• [WHAT YOU ARE ASKED TO DO]
Copy the lines below as they are; omit the images they contain.

• [RECORDED INFORMATION]
>>>

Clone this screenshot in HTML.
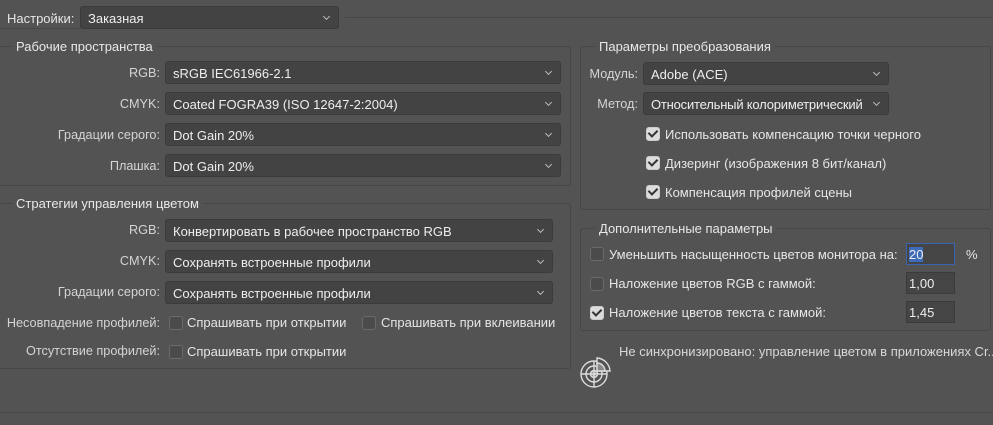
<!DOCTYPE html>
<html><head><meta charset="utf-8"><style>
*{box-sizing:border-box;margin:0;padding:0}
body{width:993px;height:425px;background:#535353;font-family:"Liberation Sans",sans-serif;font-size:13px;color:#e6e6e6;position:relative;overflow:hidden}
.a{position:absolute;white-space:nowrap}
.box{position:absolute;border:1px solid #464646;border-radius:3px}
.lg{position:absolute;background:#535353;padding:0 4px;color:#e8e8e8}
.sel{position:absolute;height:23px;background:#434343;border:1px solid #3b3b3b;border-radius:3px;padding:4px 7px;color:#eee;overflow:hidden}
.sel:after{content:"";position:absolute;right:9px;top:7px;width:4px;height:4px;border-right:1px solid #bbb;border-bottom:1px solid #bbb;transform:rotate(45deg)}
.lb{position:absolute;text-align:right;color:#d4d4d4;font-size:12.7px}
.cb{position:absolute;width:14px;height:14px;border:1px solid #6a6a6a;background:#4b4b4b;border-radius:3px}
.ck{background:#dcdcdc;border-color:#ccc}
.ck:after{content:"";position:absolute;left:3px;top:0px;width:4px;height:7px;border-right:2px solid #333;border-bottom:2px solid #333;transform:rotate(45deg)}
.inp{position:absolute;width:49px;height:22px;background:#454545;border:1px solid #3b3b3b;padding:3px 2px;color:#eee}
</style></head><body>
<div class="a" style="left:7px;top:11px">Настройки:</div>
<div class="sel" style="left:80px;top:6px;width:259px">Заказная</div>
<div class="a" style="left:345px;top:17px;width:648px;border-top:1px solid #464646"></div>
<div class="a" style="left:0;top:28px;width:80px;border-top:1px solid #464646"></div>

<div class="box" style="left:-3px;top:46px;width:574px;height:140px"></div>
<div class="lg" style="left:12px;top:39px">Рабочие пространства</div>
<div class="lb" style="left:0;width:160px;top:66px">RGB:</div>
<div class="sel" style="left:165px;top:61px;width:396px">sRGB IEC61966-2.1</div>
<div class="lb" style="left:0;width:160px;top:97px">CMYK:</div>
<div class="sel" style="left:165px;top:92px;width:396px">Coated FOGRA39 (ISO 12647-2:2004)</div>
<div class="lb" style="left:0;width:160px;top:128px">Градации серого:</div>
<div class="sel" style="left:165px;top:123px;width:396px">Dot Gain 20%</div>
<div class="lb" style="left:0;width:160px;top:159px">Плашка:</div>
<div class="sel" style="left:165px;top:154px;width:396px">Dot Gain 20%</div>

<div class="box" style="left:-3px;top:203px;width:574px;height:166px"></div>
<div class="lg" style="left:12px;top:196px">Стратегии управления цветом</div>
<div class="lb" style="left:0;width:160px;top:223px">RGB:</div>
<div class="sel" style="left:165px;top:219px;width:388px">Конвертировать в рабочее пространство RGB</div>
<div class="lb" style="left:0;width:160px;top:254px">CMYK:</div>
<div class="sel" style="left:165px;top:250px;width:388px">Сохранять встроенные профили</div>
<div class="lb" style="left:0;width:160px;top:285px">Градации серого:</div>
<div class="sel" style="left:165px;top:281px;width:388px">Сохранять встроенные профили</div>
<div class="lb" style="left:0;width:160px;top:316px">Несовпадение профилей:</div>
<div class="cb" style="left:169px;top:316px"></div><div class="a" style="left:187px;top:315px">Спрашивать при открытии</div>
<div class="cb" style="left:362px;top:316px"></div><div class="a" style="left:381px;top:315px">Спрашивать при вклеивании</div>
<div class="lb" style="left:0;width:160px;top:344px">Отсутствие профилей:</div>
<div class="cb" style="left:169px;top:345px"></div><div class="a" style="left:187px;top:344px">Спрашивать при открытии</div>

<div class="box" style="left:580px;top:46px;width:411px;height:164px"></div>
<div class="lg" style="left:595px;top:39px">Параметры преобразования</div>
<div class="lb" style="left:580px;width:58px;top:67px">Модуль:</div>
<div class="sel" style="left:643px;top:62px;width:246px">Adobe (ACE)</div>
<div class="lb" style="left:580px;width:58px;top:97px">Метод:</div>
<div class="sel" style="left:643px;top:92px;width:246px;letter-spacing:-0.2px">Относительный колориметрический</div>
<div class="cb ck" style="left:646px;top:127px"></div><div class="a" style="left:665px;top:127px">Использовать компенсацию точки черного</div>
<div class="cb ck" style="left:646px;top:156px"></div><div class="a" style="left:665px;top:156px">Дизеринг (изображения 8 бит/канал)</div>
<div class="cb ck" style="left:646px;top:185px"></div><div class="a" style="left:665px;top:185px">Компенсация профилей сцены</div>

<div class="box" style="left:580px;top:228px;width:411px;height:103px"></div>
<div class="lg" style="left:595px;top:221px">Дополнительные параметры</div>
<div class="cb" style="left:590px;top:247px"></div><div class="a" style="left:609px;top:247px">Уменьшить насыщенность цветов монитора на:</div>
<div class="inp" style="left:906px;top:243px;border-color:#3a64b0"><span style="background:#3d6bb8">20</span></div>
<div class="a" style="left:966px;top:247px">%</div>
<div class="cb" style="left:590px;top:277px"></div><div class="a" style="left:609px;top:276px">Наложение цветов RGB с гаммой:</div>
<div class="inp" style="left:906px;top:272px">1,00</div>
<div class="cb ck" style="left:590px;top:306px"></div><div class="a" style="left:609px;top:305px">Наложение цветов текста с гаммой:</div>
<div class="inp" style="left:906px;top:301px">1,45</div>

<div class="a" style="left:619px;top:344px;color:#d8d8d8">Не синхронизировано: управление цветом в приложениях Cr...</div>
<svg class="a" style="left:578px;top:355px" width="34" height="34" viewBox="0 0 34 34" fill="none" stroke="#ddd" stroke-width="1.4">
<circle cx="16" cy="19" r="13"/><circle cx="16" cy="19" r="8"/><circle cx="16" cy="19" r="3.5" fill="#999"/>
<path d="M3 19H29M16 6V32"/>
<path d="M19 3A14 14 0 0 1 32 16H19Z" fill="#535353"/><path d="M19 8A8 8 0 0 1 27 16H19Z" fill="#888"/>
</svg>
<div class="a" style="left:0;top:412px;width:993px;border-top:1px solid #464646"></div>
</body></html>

<<<

• [ANSWER TO THE PROBLEM]
Clone this screenshot in HTML.
<!DOCTYPE html>
<html><head><meta charset="utf-8"><style>
*{box-sizing:border-box;margin:0;padding:0}
body{width:993px;height:425px;background:#535353;font-family:"Liberation Sans",sans-serif;font-size:13px;color:#e6e6e6;position:relative;overflow:hidden}
.a{position:absolute;white-space:nowrap}
.box{position:absolute;border:1px solid #464646;border-radius:3px}
.lg{position:absolute;background:#535353;padding:0 4px;color:#e8e8e8}
.sel{position:absolute;height:23px;background:#434343;border:1px solid #3b3b3b;border-radius:3px;padding:4px 7px;color:#eee;overflow:hidden}
.sel:after{content:"";position:absolute;right:9px;top:7px;width:4px;height:4px;border-right:1px solid #bbb;border-bottom:1px solid #bbb;transform:rotate(45deg)}
.lb{position:absolute;text-align:right;color:#d4d4d4;font-size:12.7px}
.cb{position:absolute;width:14px;height:14px;border:1px solid #6a6a6a;background:#4b4b4b;border-radius:3px}
.ck{background:#dcdcdc;border-color:#ccc}
.ck:after{content:"";position:absolute;left:3px;top:0px;width:4px;height:7px;border-right:2px solid #333;border-bottom:2px solid #333;transform:rotate(45deg)}
.inp{position:absolute;width:49px;height:22px;background:#454545;border:1px solid #3b3b3b;padding:3px 2px;color:#eee}
</style></head><body>
<div class="a" style="left:7px;top:11px">Настройки:</div>
<div class="sel" style="left:80px;top:6px;width:259px">Заказная</div>
<div class="a" style="left:345px;top:17px;width:648px;border-top:1px solid #464646"></div>
<div class="a" style="left:0;top:28px;width:80px;border-top:1px solid #464646"></div>

<div class="box" style="left:-3px;top:46px;width:574px;height:140px"></div>
<div class="lg" style="left:12px;top:39px">Рабочие пространства</div>
<div class="lb" style="left:0;width:160px;top:66px">RGB:</div>
<div class="sel" style="left:165px;top:61px;width:396px">sRGB IEC61966-2.1</div>
<div class="lb" style="left:0;width:160px;top:97px">CMYK:</div>
<div class="sel" style="left:165px;top:92px;width:396px">Coated FOGRA39 (ISO 12647-2:2004)</div>
<div class="lb" style="left:0;width:160px;top:128px">Градации серого:</div>
<div class="sel" style="left:165px;top:123px;width:396px">Dot Gain 20%</div>
<div class="lb" style="left:0;width:160px;top:159px">Плашка:</div>
<div class="sel" style="left:165px;top:154px;width:396px">Dot Gain 20%</div>

<div class="box" style="left:-3px;top:203px;width:574px;height:166px"></div>
<div class="lg" style="left:12px;top:196px">Стратегии управления цветом</div>
<div class="lb" style="left:0;width:160px;top:223px">RGB:</div>
<div class="sel" style="left:165px;top:219px;width:388px">Конвертировать в рабочее пространство RGB</div>
<div class="lb" style="left:0;width:160px;top:254px">CMYK:</div>
<div class="sel" style="left:165px;top:250px;width:388px">Сохранять встроенные профили</div>
<div class="lb" style="left:0;width:160px;top:285px">Градации серого:</div>
<div class="sel" style="left:165px;top:281px;width:388px">Сохранять встроенные профили</div>
<div class="lb" style="left:0;width:160px;top:316px">Несовпадение профилей:</div>
<div class="cb" style="left:169px;top:316px"></div><div class="a" style="left:187px;top:315px">Спрашивать при открытии</div>
<div class="cb" style="left:362px;top:316px"></div><div class="a" style="left:381px;top:315px">Спрашивать при вклеивании</div>
<div class="lb" style="left:0;width:160px;top:344px">Отсутствие профилей:</div>
<div class="cb" style="left:169px;top:345px"></div><div class="a" style="left:187px;top:344px">Спрашивать при открытии</div>

<div class="box" style="left:580px;top:46px;width:411px;height:164px"></div>
<div class="lg" style="left:595px;top:39px">Параметры преобразования</div>
<div class="lb" style="left:580px;width:58px;top:67px">Модуль:</div>
<div class="sel" style="left:643px;top:62px;width:246px">Adobe (ACE)</div>
<div class="lb" style="left:580px;width:58px;top:97px">Метод:</div>
<div class="sel" style="left:643px;top:92px;width:246px;letter-spacing:-0.2px">Относительный колориметрический</div>
<div class="cb ck" style="left:646px;top:127px"></div><div class="a" style="left:665px;top:127px">Использовать компенсацию точки черного</div>
<div class="cb ck" style="left:646px;top:156px"></div><div class="a" style="left:665px;top:156px">Дизеринг (изображения 8 бит/канал)</div>
<div class="cb ck" style="left:646px;top:185px"></div><div class="a" style="left:665px;top:185px">Компенсация профилей сцены</div>

<div class="box" style="left:580px;top:228px;width:411px;height:103px"></div>
<div class="lg" style="left:595px;top:221px">Дополнительные параметры</div>
<div class="cb" style="left:590px;top:247px"></div><div class="a" style="left:609px;top:247px">Уменьшить насыщенность цветов монитора на:</div>
<div class="inp" style="left:906px;top:243px;border-color:#3a64b0"><span style="background:#3d6bb8">20</span></div>
<div class="a" style="left:966px;top:247px">%</div>
<div class="cb" style="left:590px;top:277px"></div><div class="a" style="left:609px;top:276px">Наложение цветов RGB с гаммой:</div>
<div class="inp" style="left:906px;top:272px">1,00</div>
<div class="cb ck" style="left:590px;top:306px"></div><div class="a" style="left:609px;top:305px">Наложение цветов текста с гаммой:</div>
<div class="inp" style="left:906px;top:301px">1,45</div>

<div class="a" style="left:619px;top:344px;color:#d8d8d8">Не синхронизировано: управление цветом в приложениях Cr...</div>
<svg class="a" style="left:578px;top:355px" width="34" height="34" viewBox="0 0 34 34" fill="none" stroke="#ddd" stroke-width="1.4">
<circle cx="16" cy="19" r="13"/><circle cx="16" cy="19" r="8"/><circle cx="16" cy="19" r="3.5" fill="#999"/>
<path d="M3 19H29M16 6V32"/>
<path d="M19 3A14 14 0 0 1 32 16H19Z" fill="#535353"/><path d="M19 8A8 8 0 0 1 27 16H19Z" fill="#888"/>
</svg>
<div class="a" style="left:0;top:412px;width:993px;border-top:1px solid #464646"></div>
</body></html>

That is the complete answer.